• [What is required]: Include in the output only the lines from the opening of the records through the line containing "Eye, Share2, Save", each printed exactly; pictures are omitted.

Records
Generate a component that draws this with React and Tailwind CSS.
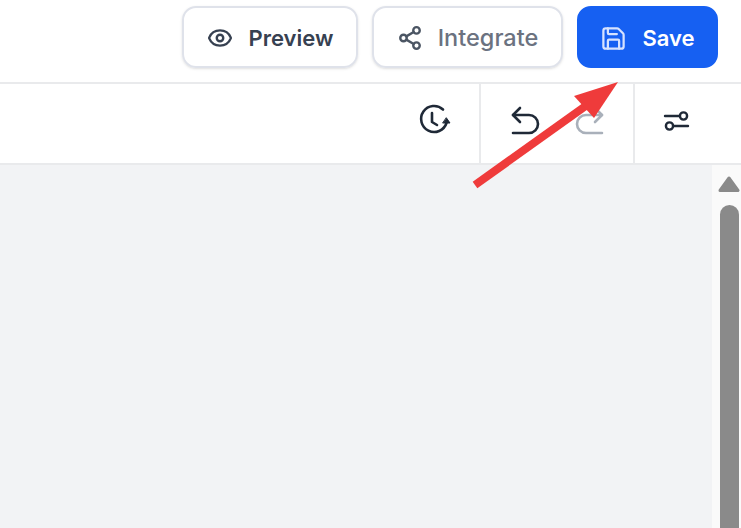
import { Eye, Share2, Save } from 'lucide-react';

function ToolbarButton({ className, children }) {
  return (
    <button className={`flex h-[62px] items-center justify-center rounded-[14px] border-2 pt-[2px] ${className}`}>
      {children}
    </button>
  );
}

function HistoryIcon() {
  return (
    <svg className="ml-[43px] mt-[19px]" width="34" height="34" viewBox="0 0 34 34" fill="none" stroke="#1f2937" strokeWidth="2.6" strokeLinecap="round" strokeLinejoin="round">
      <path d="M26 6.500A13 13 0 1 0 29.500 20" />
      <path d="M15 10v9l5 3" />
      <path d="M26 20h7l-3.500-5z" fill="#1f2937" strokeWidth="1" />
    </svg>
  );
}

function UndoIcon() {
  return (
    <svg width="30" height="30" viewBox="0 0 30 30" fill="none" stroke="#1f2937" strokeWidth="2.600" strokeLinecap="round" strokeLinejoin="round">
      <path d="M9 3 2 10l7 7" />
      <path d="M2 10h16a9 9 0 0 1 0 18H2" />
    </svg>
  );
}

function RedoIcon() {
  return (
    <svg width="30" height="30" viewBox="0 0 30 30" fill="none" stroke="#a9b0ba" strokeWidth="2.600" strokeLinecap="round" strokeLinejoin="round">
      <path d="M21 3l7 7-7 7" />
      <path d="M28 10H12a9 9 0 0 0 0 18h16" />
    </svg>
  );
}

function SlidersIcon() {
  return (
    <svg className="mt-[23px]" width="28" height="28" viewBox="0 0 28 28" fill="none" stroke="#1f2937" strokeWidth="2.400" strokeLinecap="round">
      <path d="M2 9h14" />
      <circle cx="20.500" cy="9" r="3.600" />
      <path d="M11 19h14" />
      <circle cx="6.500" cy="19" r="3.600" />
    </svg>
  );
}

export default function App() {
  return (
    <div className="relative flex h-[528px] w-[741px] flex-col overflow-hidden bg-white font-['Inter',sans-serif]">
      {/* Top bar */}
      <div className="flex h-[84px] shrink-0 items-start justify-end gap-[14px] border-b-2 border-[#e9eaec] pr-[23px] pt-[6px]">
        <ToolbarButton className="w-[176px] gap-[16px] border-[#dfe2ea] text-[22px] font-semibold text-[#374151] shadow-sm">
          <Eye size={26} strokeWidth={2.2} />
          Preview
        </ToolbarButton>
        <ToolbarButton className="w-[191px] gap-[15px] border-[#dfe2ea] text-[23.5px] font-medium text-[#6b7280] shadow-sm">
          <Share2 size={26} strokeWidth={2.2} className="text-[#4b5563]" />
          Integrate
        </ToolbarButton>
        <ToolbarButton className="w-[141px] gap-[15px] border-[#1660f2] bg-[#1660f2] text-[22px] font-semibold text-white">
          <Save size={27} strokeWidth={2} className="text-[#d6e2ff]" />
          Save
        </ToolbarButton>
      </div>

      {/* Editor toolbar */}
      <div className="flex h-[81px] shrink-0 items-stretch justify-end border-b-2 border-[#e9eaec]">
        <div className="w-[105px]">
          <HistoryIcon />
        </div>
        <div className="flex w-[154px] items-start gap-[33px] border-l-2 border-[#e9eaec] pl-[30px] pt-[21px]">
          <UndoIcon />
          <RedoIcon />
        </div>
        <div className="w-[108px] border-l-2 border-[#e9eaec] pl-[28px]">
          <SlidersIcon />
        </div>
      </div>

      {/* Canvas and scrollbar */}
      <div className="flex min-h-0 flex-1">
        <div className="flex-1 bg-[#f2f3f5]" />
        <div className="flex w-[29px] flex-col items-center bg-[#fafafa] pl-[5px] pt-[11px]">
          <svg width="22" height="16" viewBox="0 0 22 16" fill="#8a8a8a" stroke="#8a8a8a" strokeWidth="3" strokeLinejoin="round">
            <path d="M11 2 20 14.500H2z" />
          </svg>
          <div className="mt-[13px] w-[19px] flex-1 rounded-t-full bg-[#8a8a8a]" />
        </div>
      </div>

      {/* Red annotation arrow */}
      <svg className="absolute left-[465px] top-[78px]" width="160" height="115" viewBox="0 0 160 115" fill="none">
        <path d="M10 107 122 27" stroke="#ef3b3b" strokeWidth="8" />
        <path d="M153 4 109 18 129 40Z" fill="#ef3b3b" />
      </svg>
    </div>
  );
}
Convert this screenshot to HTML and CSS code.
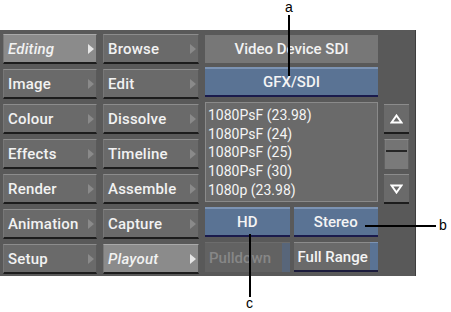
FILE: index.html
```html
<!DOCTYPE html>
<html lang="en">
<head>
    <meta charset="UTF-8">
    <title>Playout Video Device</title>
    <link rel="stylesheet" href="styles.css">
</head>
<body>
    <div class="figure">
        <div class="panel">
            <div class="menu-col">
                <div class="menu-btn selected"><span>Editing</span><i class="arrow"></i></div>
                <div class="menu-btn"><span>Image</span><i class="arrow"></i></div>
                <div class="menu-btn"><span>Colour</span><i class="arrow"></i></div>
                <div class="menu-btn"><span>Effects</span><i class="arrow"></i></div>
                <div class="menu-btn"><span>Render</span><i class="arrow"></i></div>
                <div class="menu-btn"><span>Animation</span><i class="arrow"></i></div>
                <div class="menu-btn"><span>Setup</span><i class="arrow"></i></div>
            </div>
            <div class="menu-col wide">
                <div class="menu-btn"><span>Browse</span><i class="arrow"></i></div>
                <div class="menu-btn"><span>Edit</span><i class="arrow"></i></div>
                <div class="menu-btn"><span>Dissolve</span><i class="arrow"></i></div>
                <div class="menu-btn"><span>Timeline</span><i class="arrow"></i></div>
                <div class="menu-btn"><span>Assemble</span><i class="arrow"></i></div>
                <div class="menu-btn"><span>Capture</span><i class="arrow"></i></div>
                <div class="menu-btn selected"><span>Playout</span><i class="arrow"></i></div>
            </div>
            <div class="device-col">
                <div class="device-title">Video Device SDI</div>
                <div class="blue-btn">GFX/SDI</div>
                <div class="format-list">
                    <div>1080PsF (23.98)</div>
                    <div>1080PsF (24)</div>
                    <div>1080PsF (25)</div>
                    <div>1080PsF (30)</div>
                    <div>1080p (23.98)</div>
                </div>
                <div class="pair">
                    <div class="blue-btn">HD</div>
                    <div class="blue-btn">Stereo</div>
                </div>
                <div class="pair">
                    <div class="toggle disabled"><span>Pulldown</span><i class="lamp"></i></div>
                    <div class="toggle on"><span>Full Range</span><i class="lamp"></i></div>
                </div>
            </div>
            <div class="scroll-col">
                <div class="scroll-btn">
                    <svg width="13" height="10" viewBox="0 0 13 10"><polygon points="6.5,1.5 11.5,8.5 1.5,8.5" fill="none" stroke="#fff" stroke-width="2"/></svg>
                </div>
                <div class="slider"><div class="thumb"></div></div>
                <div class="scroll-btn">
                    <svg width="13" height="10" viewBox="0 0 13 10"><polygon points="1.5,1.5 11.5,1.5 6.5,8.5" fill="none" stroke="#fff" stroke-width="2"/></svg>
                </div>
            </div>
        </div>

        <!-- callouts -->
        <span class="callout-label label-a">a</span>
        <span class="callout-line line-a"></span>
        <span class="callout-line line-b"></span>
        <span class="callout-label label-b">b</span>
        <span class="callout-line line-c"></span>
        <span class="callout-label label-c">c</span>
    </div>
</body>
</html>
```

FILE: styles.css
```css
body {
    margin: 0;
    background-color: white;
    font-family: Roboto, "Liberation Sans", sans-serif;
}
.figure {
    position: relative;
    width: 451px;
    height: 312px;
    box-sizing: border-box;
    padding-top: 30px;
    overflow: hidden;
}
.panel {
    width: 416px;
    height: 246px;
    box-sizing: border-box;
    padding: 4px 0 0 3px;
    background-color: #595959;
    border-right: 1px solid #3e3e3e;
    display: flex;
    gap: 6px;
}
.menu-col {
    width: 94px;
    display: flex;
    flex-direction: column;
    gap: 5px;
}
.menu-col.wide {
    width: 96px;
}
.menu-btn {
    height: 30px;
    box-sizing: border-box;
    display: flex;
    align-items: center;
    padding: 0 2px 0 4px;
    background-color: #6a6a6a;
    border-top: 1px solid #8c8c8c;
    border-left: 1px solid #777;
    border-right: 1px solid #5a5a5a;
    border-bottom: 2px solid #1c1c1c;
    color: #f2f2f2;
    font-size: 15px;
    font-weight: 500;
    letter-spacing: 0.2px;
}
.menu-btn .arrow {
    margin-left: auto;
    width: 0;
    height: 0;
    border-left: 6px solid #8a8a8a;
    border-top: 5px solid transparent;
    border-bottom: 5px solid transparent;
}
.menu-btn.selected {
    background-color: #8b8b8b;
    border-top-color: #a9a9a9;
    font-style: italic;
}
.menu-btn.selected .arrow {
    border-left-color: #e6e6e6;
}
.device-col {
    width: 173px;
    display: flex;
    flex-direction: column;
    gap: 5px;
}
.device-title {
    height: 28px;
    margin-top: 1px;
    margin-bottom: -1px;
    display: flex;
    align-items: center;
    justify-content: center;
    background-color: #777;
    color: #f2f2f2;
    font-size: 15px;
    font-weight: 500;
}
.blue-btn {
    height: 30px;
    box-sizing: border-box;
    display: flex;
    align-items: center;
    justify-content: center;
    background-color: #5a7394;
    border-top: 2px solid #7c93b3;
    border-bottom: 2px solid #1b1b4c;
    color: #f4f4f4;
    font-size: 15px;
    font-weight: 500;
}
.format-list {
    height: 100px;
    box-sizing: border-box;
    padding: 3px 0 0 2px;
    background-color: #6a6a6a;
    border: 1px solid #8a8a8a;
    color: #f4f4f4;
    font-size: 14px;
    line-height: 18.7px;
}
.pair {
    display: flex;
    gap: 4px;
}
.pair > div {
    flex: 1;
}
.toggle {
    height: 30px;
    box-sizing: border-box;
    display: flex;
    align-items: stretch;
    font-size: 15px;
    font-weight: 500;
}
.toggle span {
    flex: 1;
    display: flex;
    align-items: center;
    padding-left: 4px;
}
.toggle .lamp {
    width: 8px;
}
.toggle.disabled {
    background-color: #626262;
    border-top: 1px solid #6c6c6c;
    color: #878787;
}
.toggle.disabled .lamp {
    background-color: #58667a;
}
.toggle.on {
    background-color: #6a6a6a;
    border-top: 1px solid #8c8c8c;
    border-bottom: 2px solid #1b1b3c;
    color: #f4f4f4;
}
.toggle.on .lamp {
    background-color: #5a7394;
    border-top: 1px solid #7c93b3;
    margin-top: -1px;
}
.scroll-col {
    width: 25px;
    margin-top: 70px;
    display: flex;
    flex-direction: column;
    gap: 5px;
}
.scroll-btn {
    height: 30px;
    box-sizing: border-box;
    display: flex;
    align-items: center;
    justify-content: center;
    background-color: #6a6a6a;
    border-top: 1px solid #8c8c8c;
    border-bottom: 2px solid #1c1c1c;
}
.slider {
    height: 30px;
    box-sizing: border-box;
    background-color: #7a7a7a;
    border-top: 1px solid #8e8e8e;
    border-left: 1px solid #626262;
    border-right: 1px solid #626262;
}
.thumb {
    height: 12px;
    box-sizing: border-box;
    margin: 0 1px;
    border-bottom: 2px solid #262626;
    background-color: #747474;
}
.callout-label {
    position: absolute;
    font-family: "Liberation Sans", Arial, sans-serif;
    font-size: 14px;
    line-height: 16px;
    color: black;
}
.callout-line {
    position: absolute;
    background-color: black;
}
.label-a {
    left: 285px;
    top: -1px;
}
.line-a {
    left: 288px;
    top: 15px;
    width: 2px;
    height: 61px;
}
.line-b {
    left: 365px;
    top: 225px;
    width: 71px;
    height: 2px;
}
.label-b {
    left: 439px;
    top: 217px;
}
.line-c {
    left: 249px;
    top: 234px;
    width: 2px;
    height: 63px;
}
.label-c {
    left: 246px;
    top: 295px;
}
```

• [Output for this task]:
Generate a component that draws this with React and Tailwind CSS.
import { Eye, Share2, Save } from 'lucide-react';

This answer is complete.